The area is a wildlife sanctuary that hosts the musk deer, ghoral, bears and a variety of pheasants and other birds. Small huts of the migrant Gaddi and Gujjar people lie along the trail and in spring and again in late autumn you can see them moving with their flocks of cattle.

As in practically every other part of Himachal, temples abound in the Chindi-Karsog area. There are several dedicated to the deity Nag Dhamooni who is especially worshipped by childless couples – some of the more attractive structures are at Sairi Bangla ( Bungalow ) and at Saranda. Again near Chindi and accessed by an attractive drive through pine woods that gradually give way to deodars, the temple of Mahunag is regarded as one of the most important in the area.
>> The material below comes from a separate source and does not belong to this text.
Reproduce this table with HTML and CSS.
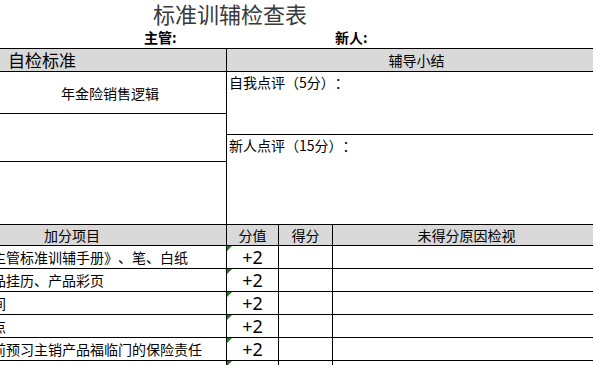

This is considered to be core temple of the deity Mahunag - who is regarded as the embodiment of Karna of the epic Mahabharata.

A little off the drive to Mandi lies the village of Pangana which was the original seat of the rulers of Suket till they shifted the capital to Sundernagar. The centuries-old Devi Kot temple is one of the most remarkable examples of traditional architectural skills. Its wood - mesh packed with dressed-stone, rises six stories to a height of approximately fifty feet. The deity Mahamaya and the deified princess of Suket, Chandravati are enshrined in the compound. Past Pangana, and through thick forests and little villages the road winds down to Chail Chowk and the road to Manali. En route and accessible from the vaillage Chowki – and after an uphill hike of half a dozen kilometres through thick woods, lies the temple of Kamrunag. For centuries, this temple has been held in high veneration. Interestingly, through all this time the offerings of gold, silver, ornaments and coins have been dropped in the small lake that lies in front of the temple.